Work to be completed: Return all lines below containing the word "styles".

═══

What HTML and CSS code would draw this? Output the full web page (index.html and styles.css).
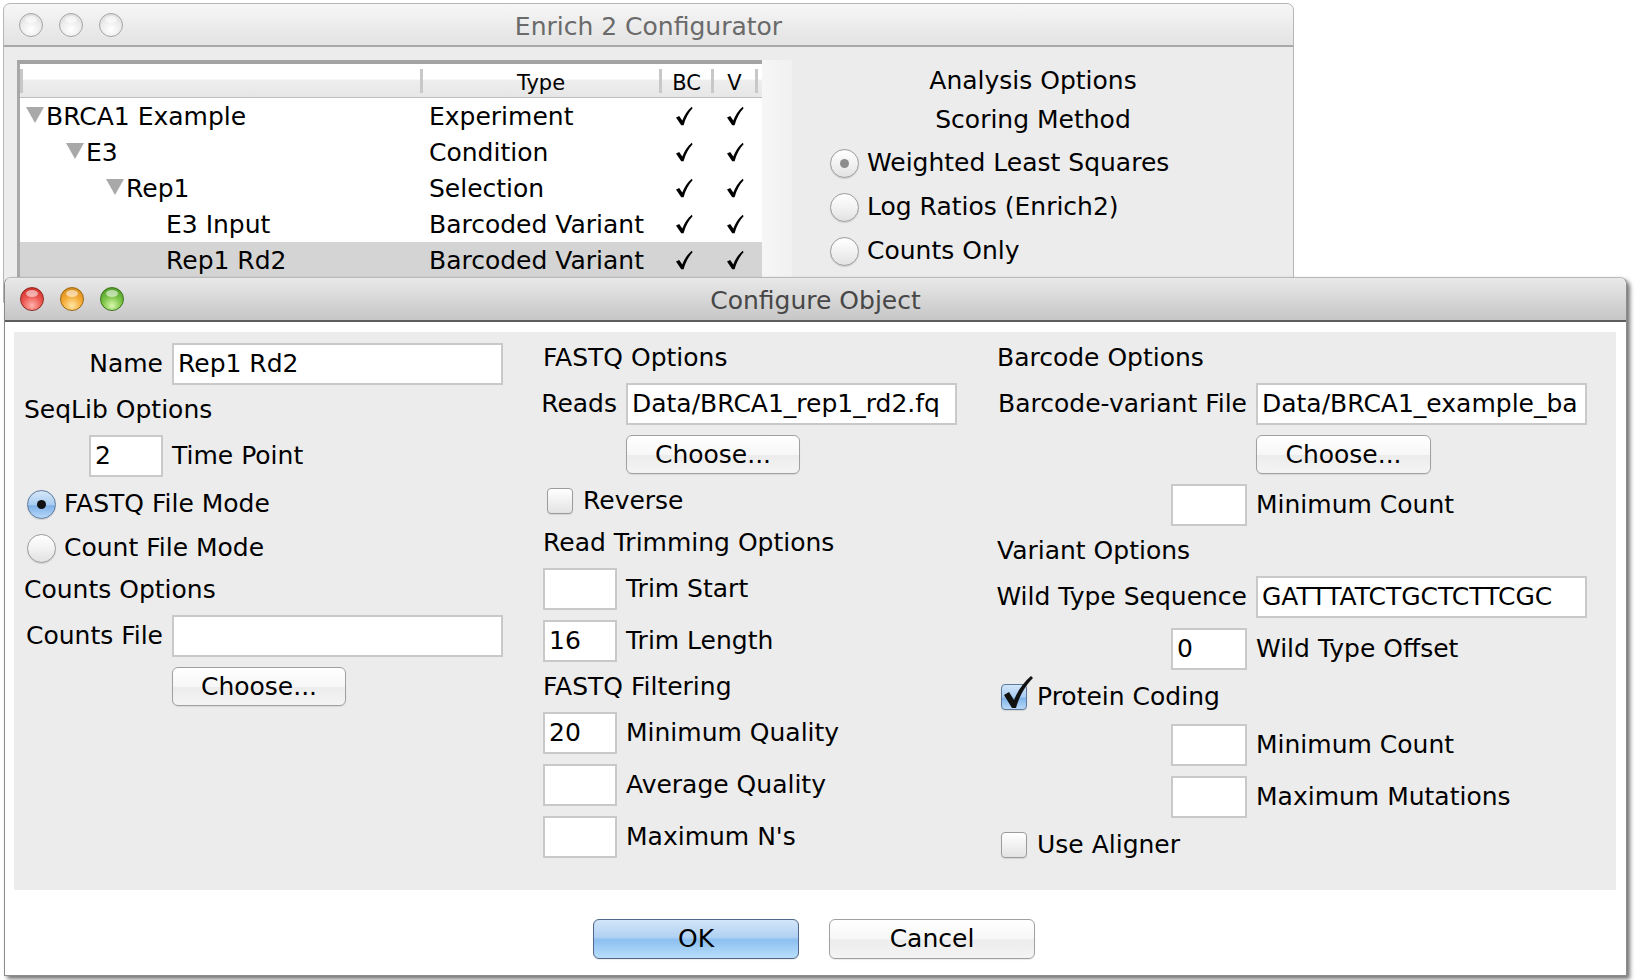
FILE: index.html
```html
<!DOCTYPE html>
<html>
<head>
<meta charset="utf-8">
<title>Enrich 2 Configurator</title>
<link rel="stylesheet" href="styles.css">
</head>
<body>
<div class="win back">
  <div class="titlebar">
    <div class="lights"><span class="light off"></span><span class="light off"></span><span class="light off"></span></div>
    <div class="title">Enrich 2 Configurator</div>
    <div></div>
  </div>
  <div class="back-body">
    <div class="tree">
      <div class="tree-head">
        <div class="th th-name"></div>
        <div class="th th-type">Type</div>
        <div class="th th-bc">BC</div>
        <div class="th th-v">V</div>
      </div>
      <div class="tr">
        <div class="td td-name lvl0"><span class="tri"></span>BRCA1 Example</div>
        <div class="td td-type">Experiment</div>
        <div class="td td-bc"><svg class="ck" width="18" height="20" viewBox="0 0 18 20"><path d="M1 11.5 L4.2 10 L7.3 14.6 C9.5 8.8 12.6 4 16.8 0.8 L17.6 2.2 C13.8 6.2 10.6 12 8.6 19.2 L6.2 19.2 Z" fill="#000"/></svg></div>
        <div class="td td-v"><svg class="ck" width="18" height="20" viewBox="0 0 18 20"><path d="M1 11.5 L4.2 10 L7.3 14.6 C9.5 8.8 12.6 4 16.8 0.8 L17.6 2.2 C13.8 6.2 10.6 12 8.6 19.2 L6.2 19.2 Z" fill="#000"/></svg></div>
      </div>
      <div class="tr">
        <div class="td td-name lvl1"><span class="tri"></span>E3</div>
        <div class="td td-type">Condition</div>
        <div class="td td-bc"><svg class="ck" width="18" height="20" viewBox="0 0 18 20"><path d="M1 11.5 L4.2 10 L7.3 14.6 C9.5 8.8 12.6 4 16.8 0.8 L17.6 2.2 C13.8 6.2 10.6 12 8.6 19.2 L6.2 19.2 Z" fill="#000"/></svg></div>
        <div class="td td-v"><svg class="ck" width="18" height="20" viewBox="0 0 18 20"><path d="M1 11.5 L4.2 10 L7.3 14.6 C9.5 8.8 12.6 4 16.8 0.8 L17.6 2.2 C13.8 6.2 10.6 12 8.6 19.2 L6.2 19.2 Z" fill="#000"/></svg></div>
      </div>
      <div class="tr">
        <div class="td td-name lvl2"><span class="tri"></span>Rep1</div>
        <div class="td td-type">Selection</div>
        <div class="td td-bc"><svg class="ck" width="18" height="20" viewBox="0 0 18 20"><path d="M1 11.5 L4.2 10 L7.3 14.6 C9.5 8.8 12.6 4 16.8 0.8 L17.6 2.2 C13.8 6.2 10.6 12 8.6 19.2 L6.2 19.2 Z" fill="#000"/></svg></div>
        <div class="td td-v"><svg class="ck" width="18" height="20" viewBox="0 0 18 20"><path d="M1 11.5 L4.2 10 L7.3 14.6 C9.5 8.8 12.6 4 16.8 0.8 L17.6 2.2 C13.8 6.2 10.6 12 8.6 19.2 L6.2 19.2 Z" fill="#000"/></svg></div>
      </div>
      <div class="tr">
        <div class="td td-name lvl3"><span class="tri none"></span>E3 Input</div>
        <div class="td td-type">Barcoded Variant</div>
        <div class="td td-bc"><svg class="ck" width="18" height="20" viewBox="0 0 18 20"><path d="M1 11.5 L4.2 10 L7.3 14.6 C9.5 8.8 12.6 4 16.8 0.8 L17.6 2.2 C13.8 6.2 10.6 12 8.6 19.2 L6.2 19.2 Z" fill="#000"/></svg></div>
        <div class="td td-v"><svg class="ck" width="18" height="20" viewBox="0 0 18 20"><path d="M1 11.5 L4.2 10 L7.3 14.6 C9.5 8.8 12.6 4 16.8 0.8 L17.6 2.2 C13.8 6.2 10.6 12 8.6 19.2 L6.2 19.2 Z" fill="#000"/></svg></div>
      </div>
      <div class="tr selected">
        <div class="td td-name lvl3"><span class="tri none"></span>Rep1 Rd2</div>
        <div class="td td-type">Barcoded Variant</div>
        <div class="td td-bc"><svg class="ck" width="18" height="20" viewBox="0 0 18 20"><path d="M1 11.5 L4.2 10 L7.3 14.6 C9.5 8.8 12.6 4 16.8 0.8 L17.6 2.2 C13.8 6.2 10.6 12 8.6 19.2 L6.2 19.2 Z" fill="#000"/></svg></div>
        <div class="td td-v"><svg class="ck" width="18" height="20" viewBox="0 0 18 20"><path d="M1 11.5 L4.2 10 L7.3 14.6 C9.5 8.8 12.6 4 16.8 0.8 L17.6 2.2 C13.8 6.2 10.6 12 8.6 19.2 L6.2 19.2 Z" fill="#000"/></svg></div>
      </div>
    </div>
    <div class="vscroll"></div>
    <div class="analysis">
      <div class="an-head">Analysis Options</div>
      <div class="an-head an-sub">Scoring Method</div>
      <div class="opt"><span class="radio dim-on"></span>Weighted Least Squares</div>
      <div class="opt"><span class="radio"></span>Log Ratios (Enrich2)</div>
      <div class="opt"><span class="radio"></span>Counts Only</div>
    </div>
  </div>
</div>

<div class="win front">
  <div class="titlebar">
    <div class="lights"><span class="light red"></span><span class="light yellow"></span><span class="light green"></span></div>
    <div class="title">Configure Object</div>
    <div></div>
  </div>
  <div class="front-body">
    <div class="panel">
      <div class="col col1">
        <div class="lbl">Name</div>
        <div class="field">Rep1 Rd2</div>
        <div class="head">SeqLib Options</div>
        <div class="field small">2</div>
        <div class="txt">Time Point</div>
        <div class="check-row"><span class="radio on"></span>FASTQ File Mode</div>
        <div class="check-row"><span class="radio"></span>Count File Mode</div>
        <div class="head">Counts Options</div>
        <div class="lbl">Counts File</div>
        <div class="field"></div>
        <div class="btn choose">Choose...</div>
      </div>
      <div class="col col2">
        <div class="head">FASTQ Options</div>
        <div class="lbl">Reads</div>
        <div class="field">Data/BRCA1_rep1_rd2.fq</div>
        <div class="btn choose">Choose...</div>
        <div class="check-row cb"><span class="checkbox"></span>Reverse</div>
        <div class="head">Read Trimming Options</div>
        <div class="field small"></div>
        <div class="txt">Trim Start</div>
        <div class="field small">16</div>
        <div class="txt">Trim Length</div>
        <div class="head">FASTQ Filtering</div>
        <div class="field small">20</div>
        <div class="txt">Minimum Quality</div>
        <div class="field small"></div>
        <div class="txt">Average Quality</div>
        <div class="field small"></div>
        <div class="txt">Maximum N's</div>
      </div>
      <div class="col col3">
        <div class="head">Barcode Options</div>
        <div class="lbl">Barcode-variant File</div>
        <div class="field">Data/BRCA1_example_ba</div>
        <div class="btn choose">Choose...</div>
        <div class="field small">&nbsp;</div>
        <div class="txt">Minimum Count</div>
        <div class="head">Variant Options</div>
        <div class="lbl">Wild Type Sequence</div>
        <div class="field">GATTTATCTGCTCTTCGC</div>
        <div class="field small">0</div>
        <div class="txt">Wild Type Offset</div>
        <div class="check-row cb"><span class="checkbox on"><svg class="tick" width="34" height="36" viewBox="0 0 34 36"><path d="M4 20 L9 17 L14 25 C18 15 24 7 31 1 L33 3 C26 10 20 19 16 33 L12 33 Z" fill="#111"/></svg></span>Protein Coding</div>
        <div class="field small"></div>
        <div class="txt">Minimum Count</div>
        <div class="field small"></div>
        <div class="txt">Maximum Mutations</div>
        <div class="check-row cb"><span class="checkbox"></span>Use Aligner</div>
      </div>
    </div>
    <div class="buttons">
      <div class="btn dlg ok">OK</div>
      <div class="btn dlg">Cancel</div>
    </div>
  </div>
</div>
</body>
</html>
```

FILE: styles.css
```css
* { box-sizing: border-box; }
html, body { margin: 0; padding: 0; }
body {
  width: 1640px;
  height: 980px;
  background: #ffffff;
  position: relative;
  overflow: hidden;
  font-family: "DejaVu Sans", "Liberation Sans", sans-serif;
  font-size: 25px;
  line-height: 30px;
  color: #000;
}

.win { position: absolute; }

/* ---------- title bars ---------- */
.titlebar {
  display: grid;
  grid-template-columns: 1fr auto 1fr;
  align-items: center;
  border-radius: 7px 7px 0 0;
}
.lights { display: flex; gap: 16px; padding-left: 15px; }
.light {
  width: 24px;
  height: 24px;
  border-radius: 50%;
  display: block;
  position: relative;
}
.light.off {
  background: radial-gradient(circle at 50% 70%, #ffffff 0, #eeeeee 45%, #d6d6d6 100%);
  border: 1px solid #a4a4a4;
}
.light.red {
  background: radial-gradient(circle at 50% 80%, #ffb3ad 0, #ec5a52 45%, #c42019 100%);
  border: 1px solid #8e2a24;
}
.light.yellow {
  background: radial-gradient(circle at 50% 80%, #ffe7a8 0, #f5ac38 45%, #c97f10 100%);
  border: 1px solid #9c6914;
}
.light.green {
  background: radial-gradient(circle at 50% 80%, #d8f8ae 0, #7cc446 45%, #44901f 100%);
  border: 1px solid #3a761c;
}
.light::after {
  content: "";
  position: absolute;
  left: 5px;
  top: 2px;
  width: 12px;
  height: 7px;
  border-radius: 50%;
  background: rgba(255, 255, 255, 0.55);
}

.title { font-size: 25px; }

/* ---------- back window ---------- */
.back {
  left: 3px;
  top: 3px;
  width: 1291px;
  height: 300px;
  background: #ececec;
  border: 1px solid #b6b6b6;
  border-radius: 7px 7px 0 0;
}
.back .titlebar {
  height: 43px;
  background: linear-gradient(#f6f6f6, #e3e3e3);
  border-bottom: 2px solid #a8a8a8;
}
.back .lights { margin-top: 1px; }
.back .title { color: #6a6a6a; padding-top: 5px; }

.back-body {
  display: flex;
  padding: 13px 0 0 13px;
  height: 250px;
}

.tree {
  width: 745px;
  background: #fff;
  border-top: 4px solid #a3a3a3;
  border-left: 3px solid #a8a8a8;
  flex: none;
}
.tree-head {
  display: flex;
  align-items: center;
  height: 34px;
  border-bottom: 1px solid #bdbdbd;
  background: linear-gradient(#ffffff 0, #ffffff 45%, #eeeeee 50%, #e6e6e6 100%);
  font-size: 21px;
}
.th {
  height: 24px;
  line-height: 24px;
  padding-top: 2px;
  text-align: center;
  border-left: 3px solid #c8c8c8;
}
.th-name { width: 400px; }
.th-type { width: 239px; }
.th-bc { width: 52px; }
.th-v { width: 47px; border-right: 3px solid #c8c8c8; }

.tr {
  display: flex;
  align-items: center;
  height: 36px;
  padding-top: 2px;
}
.tr.selected { background: #d4d4d4; }
.td { white-space: nowrap; }
.td-name { width: 400px; display: flex; align-items: center; }
.lvl0 { padding-left: 6px; }
.lvl1 { padding-left: 46px; }
.lvl2 { padding-left: 86px; }
.lvl3 { padding-left: 126px; }
.tri {
  width: 0;
  height: 0;
  border-left: 9px solid transparent;
  border-right: 9px solid transparent;
  border-top: 16px solid #a9a9a9;
  margin-right: 2px;
  margin-top: -4px;
}
.tri.none { border-top-color: transparent; }
.td-type { width: 239px; padding-left: 9px; }
.td-bc, .td-v {
  display: flex;
  justify-content: center;
  align-items: center;
  margin-top: -3px;
}
.td-bc { width: 52px; padding-right: 2px; }
.td-v { width: 47px; }
.ck { display: block; }

.vscroll {
  width: 30px;
  flex: none;
  background: linear-gradient(to right, #f6f6f6, #f1f1f1);
}

.analysis {
  width: 482px;
  flex: none;
  padding-top: 6px;
  display: flex;
  flex-direction: column;
}
.an-head { text-align: center; height: 30px; }
.an-sub { margin-top: 9px; margin-bottom: 1px; }
.opt {
  display: flex;
  align-items: center;
  height: 34px;
  margin-top: 10px;
  padding-left: 38px;
}
.opt .radio { margin-right: 8px; }

/* ---------- controls ---------- */
.radio {
  width: 29px;
  height: 29px;
  border-radius: 50%;
  flex: none;
  border: 1px solid #9a9a9a;
  background: linear-gradient(#ffffff, #f2f2f2 50%, #e2e2e2 100%);
  box-shadow: 0 1px 1px rgba(0,0,0,0.12);
  display: flex;
  align-items: center;
  justify-content: center;
}
.radio.dim-on::after {
  content: "";
  width: 9px;
  height: 9px;
  border-radius: 50%;
  background: #8c8c8c;
}
.radio.on {
  border: 1px solid #5d7899;
  background: linear-gradient(#d7e8fa, #a9ccf1 50%, #7fb1e8 55%, #b7d8f8 100%);
}
.radio.on::after {
  content: "";
  width: 9px;
  height: 9px;
  border-radius: 50%;
  background: #111;
}

.checkbox {
  width: 26px;
  height: 26px;
  flex: none;
  border-radius: 4px;
  border: 1px solid #9c9c9c;
  background: linear-gradient(#ffffff, #f1f1f1 50%, #e3e3e3 100%);
  box-shadow: 0 1px 1px rgba(0,0,0,0.1);
  position: relative;
}
.checkbox.on {
  border: 1px solid #5d7899;
  background: linear-gradient(#d3e6fa, #a8cbf1 50%, #80b3e9 55%, #b8d9f8 100%);
}
.tick {
  position: absolute;
  left: -2px;
  top: -10px;
}

/* ---------- front window ---------- */
.front {
  left: 4px;
  top: 277px;
  width: 1623px;
  height: 699px;
  background: #ffffff;
  border: 1px solid #8c8c8c;
  border-top-color: #b8b8b8;
  border-radius: 7px 7px 0 0;
  box-shadow: 3px 3px 4px rgba(0, 0, 0, 0.55);
}
.front .titlebar {
  height: 44px;
  background: linear-gradient(#e9e9e9, #d4d4d4 60%, #c6c6c6);
  border-bottom: 2px solid #5e5e5e;
}
.front .title { color: #474747; padding-top: 4px; }

.front-body {
  display: flex;
  flex-direction: column;
}

.panel {
  margin: 10px 10px 0 9px;
  height: 558px;
  background: #ececec;
  padding: 11px 0 0 10px;
  display: flex;
  align-items: flex-start;
  gap: 40px;
}

.col {
  display: grid;
  column-gap: 9px;
  row-gap: 10px;
  align-items: center;
}
.col1 { grid-template-columns: 139px 331px; }
.col2 { grid-template-columns: 74px 331px; }
.col3 { grid-template-columns: 250px 331px; }

.head { grid-column: 1 / -1; height: 30px; white-space: nowrap; }
.lbl { justify-self: end; white-space: nowrap; }
.txt { white-space: nowrap; }

.field {
  height: 42px;
  background: #ffffff;
  border: 2px solid #c9c9c9;
  padding: 0 4px;
  line-height: 38px;
  white-space: nowrap;
  overflow: hidden;
}
.field.small { width: 74px; justify-self: end; grid-column: 1; }
.col3 .field.small { width: 76px; }

.check-row {
  grid-column: 1 / -1;
  display: flex;
  align-items: center;
  height: 34px;
  padding-left: 3px;
  white-space: nowrap;
}
.check-row .radio { margin-right: 8px; }
.check-row.cb { padding-left: 4px; }
.check-row .checkbox { margin-right: 10px; }

.btn {
  height: 39px;
  border: 1px solid #a0a0a0;
  border-radius: 6px;
  background: linear-gradient(#ffffff, #f7f7f7 50%, #ececec 52%, #f4f4f4 100%);
  box-shadow: 0 1px 1px rgba(0,0,0,0.08);
  display: flex;
  align-items: center;
  justify-content: center;
  white-space: nowrap;
}
.choose { grid-column: 2; width: 174px; justify-self: start; }
.col3 .choose { width: 175px; }

.buttons {
  display: flex;
  justify-content: center;
  gap: 30px;
  margin-top: 29px;
  padding-right: 3px;
}
.btn.dlg { width: 206px; height: 40px; }
.btn.ok {
  border: 1px solid #51668a;
  background: linear-gradient(#d2e5f9, #b1d2f3 45%, #8cc0f0 52%, #b9defb 100%);
}
```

═══

Answer below:
What HTML and CSS code would draw this? Output the full web page (index.html and styles.css).
<link rel="stylesheet" href="styles.css">
FILE: styles.css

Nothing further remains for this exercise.